| DATASET CONTENT |
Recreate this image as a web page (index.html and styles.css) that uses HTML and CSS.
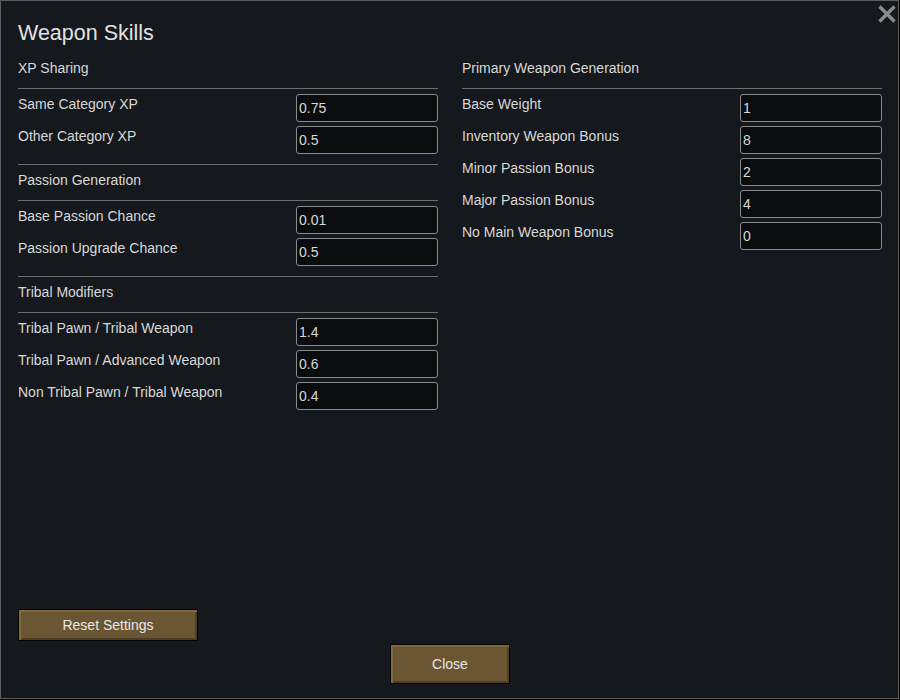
FILE: index.html
```html
<!DOCTYPE html>
<html lang="en">
<head>
<meta charset="utf-8">
<title>Weapon Skills</title>
<link rel="stylesheet" href="styles.css">
</head>
<body>
<div class="window">
  <button class="close-x" aria-label="Close">
    <svg width="20" height="20" viewBox="0 0 20 20"><path d="M2.5 2.5 L17.5 17.5 M17.5 2.5 L2.5 17.5" stroke="#8b8b8b" stroke-width="3.4" stroke-linecap="butt" fill="none"/></svg>
  </button>
  <h1 class="title">Weapon Skills</h1>
  <div class="columns">
    <div class="column">
      <section class="section">
        <div class="heading">XP Sharing</div>
        <div class="rows">
          <div class="row"><span class="label">Same Category XP</span><div class="field">0.75</div></div>
          <div class="row"><span class="label">Other Category XP</span><div class="field">0.5</div></div>
        </div>
      </section>
      <section class="section">
        <div class="heading">Passion Generation</div>
        <div class="rows">
          <div class="row"><span class="label">Base Passion Chance</span><div class="field">0.01</div></div>
          <div class="row"><span class="label">Passion Upgrade Chance</span><div class="field">0.5</div></div>
        </div>
      </section>
      <section class="section">
        <div class="heading">Tribal Modifiers</div>
        <div class="rows">
          <div class="row"><span class="label">Tribal Pawn / Tribal Weapon</span><div class="field">1.4</div></div>
          <div class="row"><span class="label">Tribal Pawn / Advanced Weapon</span><div class="field">0.6</div></div>
          <div class="row"><span class="label">Non Tribal Pawn / Tribal Weapon</span><div class="field">0.4</div></div>
        </div>
      </section>
    </div>
    <div class="column">
      <section class="section">
        <div class="heading">Primary Weapon Generation</div>
        <div class="rows">
          <div class="row"><span class="label">Base Weight</span><div class="field">1</div></div>
          <div class="row"><span class="label">Inventory Weapon Bonus</span><div class="field">8</div></div>
          <div class="row"><span class="label">Minor Passion Bonus</span><div class="field">2</div></div>
          <div class="row"><span class="label">Major Passion Bonus</span><div class="field">4</div></div>
          <div class="row"><span class="label">No Main Weapon Bonus</span><div class="field">0</div></div>
        </div>
      </section>
    </div>
  </div>
  <div class="spacer"></div>
  <div class="footer">
    <button class="btn btn-reset">Reset Settings</button>
    <button class="btn btn-close">Close</button>
  </div>
</div>
</body>
</html>
```

FILE: styles.css
```css
html, body {
  margin: 0;
  padding: 0;
  background: #000;
}

body {
  width: 900px;
  height: 700px;
  font-family: "Liberation Sans", Arial, sans-serif;
  color: #d8d8d8;
}

.window {
  position: relative;
  box-sizing: border-box;
  width: 899px;
  height: 699px;
  border: 1px solid #5c5c5c;
  background: #15181d;
  padding: 0 16px 14px 17px;
  display: flex;
  flex-direction: column;
}

.close-x {
  position: absolute;
  top: 3px;
  right: 1px;
  width: 20px;
  height: 20px;
  padding: 0;
  border: 0;
  background: none;
  cursor: pointer;
}

.close-x svg {
  display: block;
}

.title {
  margin: 19px 0 7px 0;
  font-size: 21.5px;
  line-height: 26px;
  font-weight: normal;
  color: #e2e2e2;
}

.columns {
  display: grid;
  grid-template-columns: 420px 420px;
  column-gap: 24px;
}

.section + .section {
  border-top: 1px solid #6e6e6e;
}

.heading {
  margin-top: 5px;
  height: 20px;
  font-size: 14px;
  line-height: 20px;
  padding-bottom: 10px;
  border-bottom: 1px solid #6e6e6e;
  color: #d8d8d8;
}

.rows {
  padding: 5px 0 6px 0;
}

.row {
  display: flex;
  justify-content: space-between;
  align-items: flex-start;
  height: 28px;
  margin-bottom: 4px;
}

.label {
  font-size: 14px;
  line-height: 20px;
  color: #d8d8d8;
}

.field {
  box-sizing: border-box;
  width: 142px;
  height: 28px;
  border: 1px solid #8a8a8a;
  border-radius: 3px;
  background: #0b0c0d;
  padding: 0 2px;
  font-size: 14px;
  line-height: 26px;
  color: #d8d8d8;
}

.spacer {
  flex: 1;
}

.footer {
  display: flex;
  flex-direction: column;
  gap: 3px;
}

.btn {
  box-sizing: border-box;
  border: 1px solid #050505;
  background: #6b5634;
  box-shadow: inset 2px 2px 0 #80683f, inset -2px -2px 0 #4f3e24;
  font-family: "Liberation Sans", Arial, sans-serif;
  font-size: 14px;
  color: #e6e6e6;
  padding: 0;
  cursor: pointer;
}

.btn-reset {
  align-self: flex-start;
  width: 180px;
  height: 32px;
}

.btn-close {
  align-self: center;
  width: 120px;
  height: 40px;
}
```
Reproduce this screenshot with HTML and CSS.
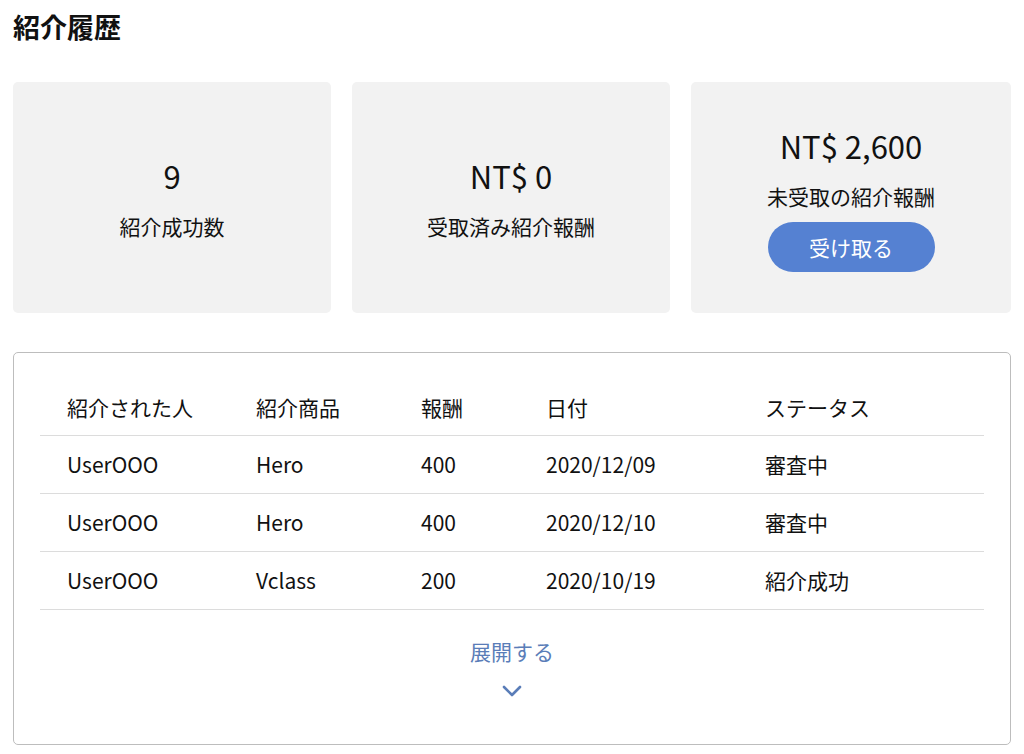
FILE: index.html
```html
<!DOCTYPE html>
<html lang="ja">
<head>
<meta charset="utf-8">
<title>紹介履歴</title>
<link rel="stylesheet" href="styles.css">
</head>
<body>
<main class="page">
  <h1 class="title">紹介履歴</h1>

  <section class="stats">
    <div class="stat">
      <div class="stat-value">9</div>
      <div class="stat-label">紹介成功数</div>
    </div>
    <div class="stat">
      <div class="stat-value">NT$ 0</div>
      <div class="stat-label">受取済み紹介報酬</div>
    </div>
    <div class="stat">
      <div class="stat-value">NT$ 2,600</div>
      <div class="stat-label">未受取の紹介報酬</div>
      <button class="claim" type="button">受け取る</button>
    </div>
  </section>

  <section class="history">
    <table class="history-table">
      <colgroup>
        <col class="c-user">
        <col class="c-product">
        <col class="c-reward">
        <col class="c-date">
        <col class="c-status">
      </colgroup>
      <thead>
        <tr><th>紹介された人</th><th>紹介商品</th><th>報酬</th><th>日付</th><th>ステータス</th></tr>
      </thead>
      <tbody>
        <tr><td>UserOOO</td><td>Hero</td><td>400</td><td>2020/12/09</td><td>審査中</td></tr>
        <tr><td>UserOOO</td><td>Hero</td><td>400</td><td>2020/12/10</td><td>審査中</td></tr>
        <tr><td>UserOOO</td><td>Vclass</td><td>200</td><td>2020/10/19</td><td>紹介成功</td></tr>
      </tbody>
    </table>
    <button class="expand" type="button">
      <span class="expand-text">展開する</span>
      <svg class="chevron" width="20" height="12" viewBox="0 0 20 12" aria-hidden="true">
        <path d="M2 2 L10 10 L18 2" fill="none" stroke="currentColor" stroke-width="2.6" stroke-linecap="round" stroke-linejoin="round"/>
      </svg>
    </button>
  </section>
</main>
</body>
</html>
```

FILE: styles.css
```css
* { box-sizing: border-box; }

html, body {
  margin: 0;
  background: #ffffff;
}

body {
  font-family: "Noto Sans CJK JP", "Noto Sans", sans-serif;
  color: #111;
}

.page {
  padding: 8px 13px 0 13px;
}

.title {
  margin: 0;
  font-size: 27px;
  font-weight: 700;
  line-height: 38px;
}

.stats {
  margin-top: 36px;
  display: grid;
  grid-template-columns: 318px 318px 320px;
  column-gap: 21px;
}

.stat {
  height: 231px;
  background: #f2f2f2;
  border-radius: 5px;
  display: flex;
  flex-direction: column;
  align-items: center;
  justify-content: center;
  padding-top: 2px;
}

.stat-value {
  font-size: 31px;
  line-height: 40px;
}

.stat-label {
  font-size: 21px;
  line-height: 30px;
  margin-top: 15px;
}

.claim {
  margin-top: 11px;
  width: 167px;
  height: 50px;
  border: none;
  border-radius: 25px;
  background: #5581d2;
  color: #fff;
  font-family: inherit;
  font-size: 21px;
  padding: 0;
}

.history {
  margin-top: 39px;
  border: 1.5px solid #bdbdbd;
  border-radius: 5px;
  padding: 24px 26px 0 26px;
  height: 393px;
  display: flex;
  flex-direction: column;
}

.history-table {
  width: 944px;
  border-collapse: collapse;
  table-layout: fixed;
}

.c-user { width: 189px; }
.c-product { width: 165px; }
.c-reward { width: 125px; }
.c-date { width: 219px; }
.c-status { width: 246px; }

.history-table th,
.history-table td {
  text-align: left;
  font-weight: 400;
  font-size: 21px;
  height: 58px;
  padding: 0 0 0 27px;
  border-bottom: 1px solid #dcdcdc;
  vertical-align: middle;
}

.history-table th {
  padding-top: 2px;
}

.expand {
  align-self: center;
  margin-top: 26px;
  border: none;
  background: none;
  padding: 0;
  color: #5a7db8;
  font-family: inherit;
  display: flex;
  flex-direction: column;
  align-items: center;
}

.expand-text {
  font-size: 21px;
  line-height: 30px;
}

.chevron {
  margin-top: 19px;
}
```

| TASK DESCRIPTION |
Show the lines that mention the word "page".

| FULL OUTPUT |
Recreate this image as a web page (index.html and styles.css) that uses HTML and CSS.
<main class="page">
.page {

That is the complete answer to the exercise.